The escalating tension along the Canadian border was a significant factor in Seward’s return to bad habits. He needed to talk to Lord Lyons and was frustrated by his mysterious illness. In the beginning he had heard that it was typhoid; then the diagnosis changed to neuralgia or dyspepsia or a combination of both. Whatever it was, the minister was unable to leave his room or receive visitors. Seward had taken Lyons for granted for so long that he was shocked to discover how quickly matters could deteriorate when the British minister was absent. Seward broke protocol by writing directly to Lord Monck, rather than via the British legation in Washington, urging him to act swiftly and publicly before John Yates Beall’s latest Lake Erie venture—known to be centered on an armed and reinforced steamship—created a mini-war on the Great Lakes.
39
Monck did not appreciate being accused of dilatoriness when he was devoting the greater part of his day to thwarting the Confederates (he even sent a chronology to Lyons showing how and when he had responded to each event), but he was not as attuned to Northern public opinion as Seward.
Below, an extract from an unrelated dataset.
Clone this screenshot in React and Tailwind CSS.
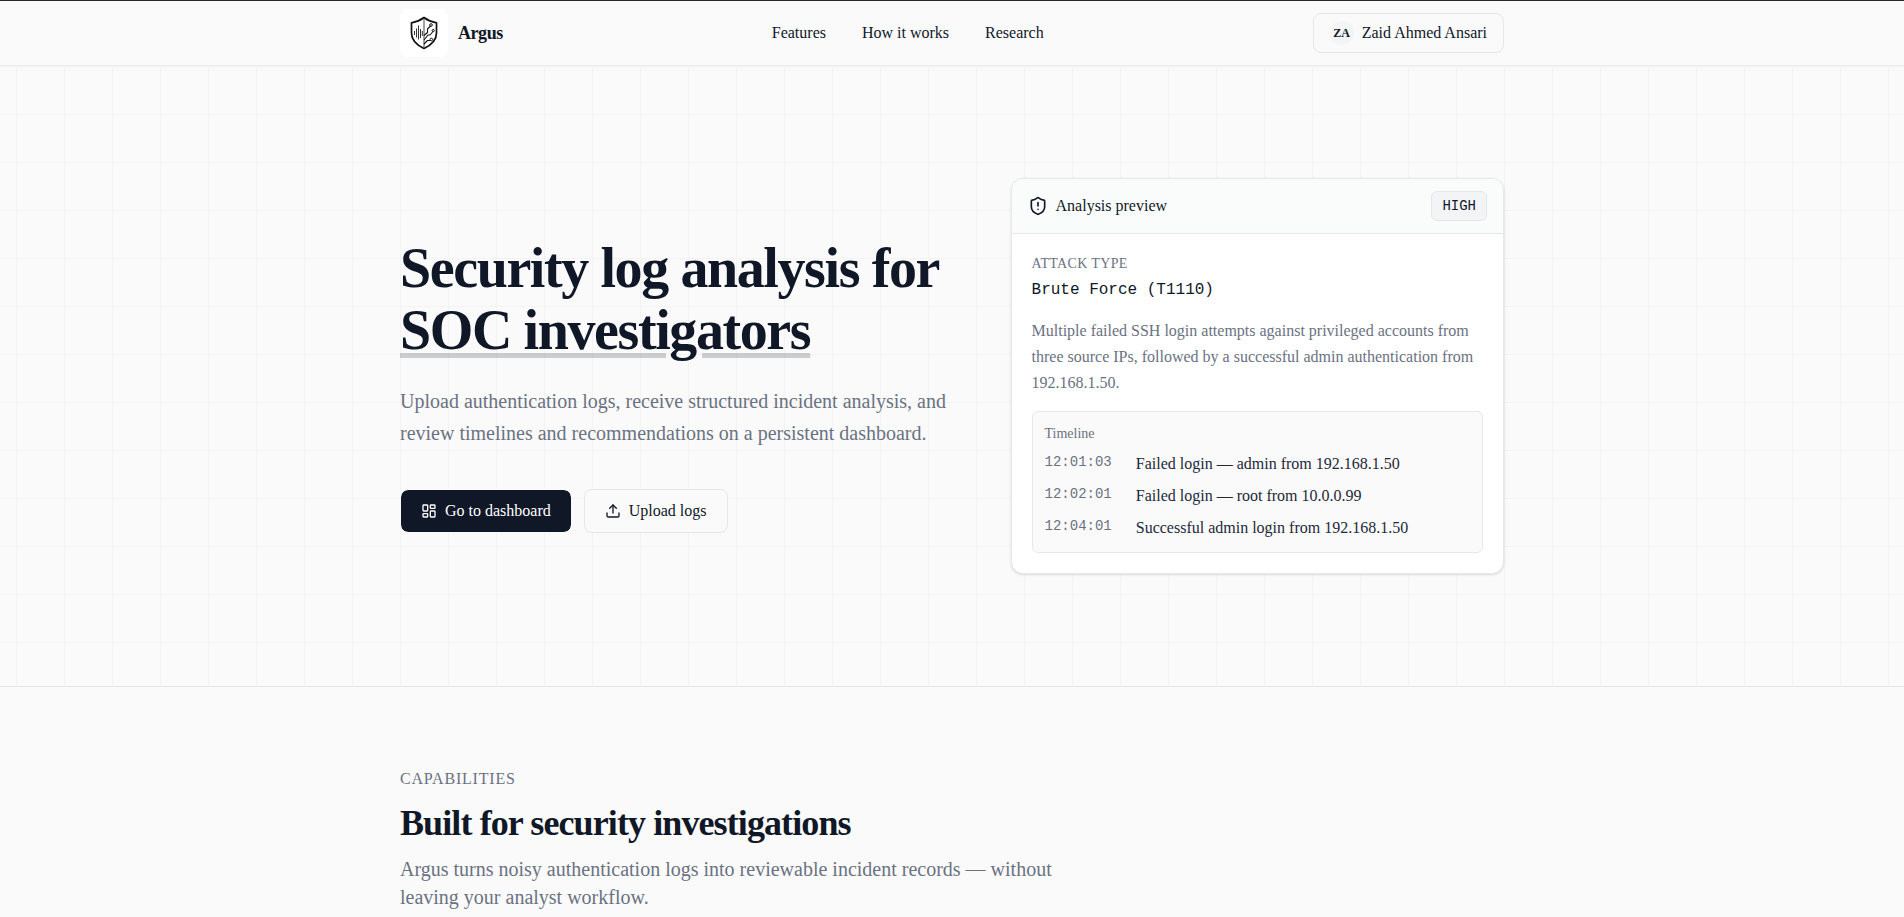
import React from 'react';
import { LayoutDashboard, ShieldAlert, Upload } from 'lucide-react';

const navLinks = [
  { label: 'Features', href: '#features' },
  { label: 'How it works', href: '#how-it-works' },
  { label: 'Research', href: '#research' },
];

const timeline = [
  { time: '12:01:03', event: 'Failed login — admin from 192.168.1.50' },
  { time: '12:02:01', event: 'Failed login — root from 10.0.0.99' },
  { time: '12:04:01', event: 'Successful admin login from 192.168.1.50' },
];

function Logo() {
  return (
    <span className="flex size-12 items-center justify-center rounded-lg bg-white">
      <svg className="h-[34px] w-7" viewBox="0 0 28 34" fill="none" stroke="#111" strokeLinejoin="round">
        <path d="M14 1.5C10.500 4.200 6 6 1.500 6.800V17c0 7 5 12 12.500 15.500C21.500 29 26.500 24 26.500 17V6.800C22 6 17.500 4.200 14 1.500Z" strokeWidth="1.700" />
        <path d="M14 3v29" strokeWidth="1" stroke="#444" />
        <path d="M4.500 15v4M6.500 12.500v9M8.500 9.500v14M10.500 13v9M12.300 15v5" strokeWidth="1" stroke="#333" />
        <path d="M14 19.500l3.500-3v-3.500l3-3M14 24l4-5h2l3-3.500M14 28l3.500-3.500h3" strokeWidth="1.100" />
        <circle cx="21" cy="9" r="1.300" strokeWidth="1" />
        <circle cx="23.200" cy="14.500" r="1.100" strokeWidth="1" />
        <circle cx="21.300" cy="23.500" r="1.300" strokeWidth="1" />
      </svg>
    </span>
  );
}

function Header() {
  return (
    <header className="border-t border-b border-t-[#27272f] border-b-[#ededef] bg-[#fafafa]">
      <div className="mx-auto flex h-16 max-w-6xl items-center justify-between px-6">
        <a href="#top" className="flex items-center gap-2.5 text-lg font-bold tracking-tight">
          <Logo />
          Argus
        </a>
        <nav className="flex items-center gap-9">
          {navLinks.map(link => (
            <a key={link.href} href={link.href}>{link.label}</a>
          ))}
        </nav>
        <button className="flex h-10 items-center gap-2 rounded-lg border border-gray-200 px-4">
          <span className="flex size-6 items-center justify-center rounded-full bg-gray-100 text-xs font-bold">ZA</span>
          Zaid Ahmed Ansari
        </button>
      </div>
    </header>
  );
}

function AnalysisPreview() {
  return (
    <div className="overflow-hidden rounded-xl border border-gray-200 bg-white shadow-sm">
      <div className="flex items-center justify-between border-b border-gray-200 bg-[#fafcfc] px-4 py-3">
        <div className="flex items-center gap-2">
          <ShieldAlert className="size-5" />
          <span>Analysis preview</span>
        </div>
        <span className="rounded-md border border-gray-200 bg-gray-100 px-2.5 py-1 font-['Liberation_Mono',monospace] text-sm font-medium">HIGH</span>
      </div>

      <div className="p-5">
        <p className="text-sm tracking-wide text-gray-500">ATTACK TYPE</p>
        <p className="mt-1 font-['Liberation_Mono',monospace] text-base">Brute Force (T1110)</p>
        <p className="mt-4 leading-[26px] text-gray-500">
          Multiple failed SSH login attempts against privileged accounts from three source IPs, followed by a
          successful admin authentication from 192.168.1.50.
        </p>

        <div className="mt-[15px] rounded-md border border-gray-200 bg-[#fafafa] p-3">
          <p className="text-sm text-gray-500">Timeline</p>
          <ul className="mt-2 space-y-2">
            {timeline.map(item => (
              <li key={item.time} className="flex gap-6">
                <span className="font-['Liberation_Mono',monospace] text-sm text-gray-500">{item.time}</span>
                <span className="text-gray-800">{item.event}</span>
              </li>
            ))}
          </ul>
        </div>
      </div>
    </div>
  );
}

function Hero() {
  return (
    <section className="border-b border-gray-200 bg-[linear-gradient(to_right,#f3f3f4_1px,transparent_1px),linear-gradient(to_bottom,#f3f3f4_1px,transparent_1px)] bg-[size:48px_48px] bg-top">
      <div className="mx-auto grid max-w-6xl items-center gap-12 px-6 py-28 lg:grid-cols-[1.14fr_1fr]">
        <div className="pt-[18px]">
          <h1 className="text-[56px] leading-[62px] font-bold tracking-tight">
            Security log analysis for{' '}
            <span className="underline decoration-gray-900/20 decoration-[5px] underline-offset-4">SOC investigators</span>
          </h1>
          <p className="mt-6 text-xl leading-8 text-gray-500">
            Upload authentication logs, receive structured incident analysis, and review timelines and
            recommendations on a persistent dashboard.
          </p>
          <div className="mt-10 flex gap-3">
            <button className="flex h-11 items-center gap-2 rounded-lg border border-[#fafafa] bg-gray-900 bg-clip-padding px-5 text-white">
              <LayoutDashboard className="size-4" />
              Go to dashboard
            </button>
            <button className="flex h-11 items-center gap-2 rounded-lg border border-gray-200 bg-[#fafafa] px-5">
              <Upload className="size-4" />
              Upload logs
            </button>
          </div>
        </div>
        <AnalysisPreview />
      </div>
    </section>
  );
}

function Capabilities() {
  return (
    <section id="features" className="mx-auto max-w-6xl px-6 pt-20">
      <p className="text-base tracking-wider text-gray-500">CAPABILITIES</p>
      <h2 className="mt-3 text-4xl font-bold tracking-tight">Built for security investigations</h2>
      <p className="mt-3 max-w-2xl text-xl leading-7 text-gray-500">
        Argus turns noisy authentication logs into reviewable incident records — without leaving your analyst workflow.
      </p>
    </section>
  );
}

export default function App() {
  return (
    <div id="top" className="h-screen overflow-hidden bg-[#fafafa] font-['Liberation_Serif',serif] text-base text-gray-900">
      <Header />
      <main>
        <Hero />
        <Capabilities />
      </main>
    </div>
  );
}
The secretary of state knew there was trouble brewing long before
The New York Times
came out in favor of a retaliatory war: “Let it come,” declared the newspaper. “We were never in better condition for a war with England.”
40
Seward could only hope that his letters were being put into Lord Lyons’s hands.
41

Seward could at least take satisfaction from the growing dissension within the Confederate Congress over the war; calls for peace were appearing in the Southern press with increasing frequency. He was heartened, he wrote to his wife, “in the discovery that division is at last breaking out among the rebels.”
42
Davis had been traveling through the remnants of the Confederacy giving speeches to the public and meeting with state governors in private, several of whom were on the verge of withdrawing their cooperation. Desertion was endemic, yet 85 percent of Mississippi’s white adult male population was in the army, which made a mockery of Davis’s exhortation to Confederate women in his speech to the congress on November 7 to “use your influence to send all to the front.”
43
Varina Davis discerned a greater willingness in Richmond to cabal against her husband. “The temper of Congress is less vicious,” she wrote, “but more concerted in its hostile action.”
44
The Confederate Congress had reacted angrily as a body to Davis’s proposal to appropriate forty thousand slaves as a supplement to the army. They would be diggers, cooks, and porters rather than soldiers, but their contribution would be significant enough to earn them their freedom after the war. The War Department clerk John Jones took Davis’s proposal as a sign that normal life in the Confederacy was disintegrating.
45
Wood was $100 a cord and coal cost $90 a load, both beyond the means of a civil servant. When Confederate soldiers received their pay, which was not often, they encountered the same frustrating experiences as Jones. Captain Francis Dawson’s monthly salary of $150 allowed him to purchase new trousers for $100, but not a new pair of boots, which cost $350. Dawson prayed that his current boots would see him through the final weeks of the autumn campaign. “After the 15th November, Richmond is safe,” he informed his mother, for then the weather would be the Confederacy’s best defense.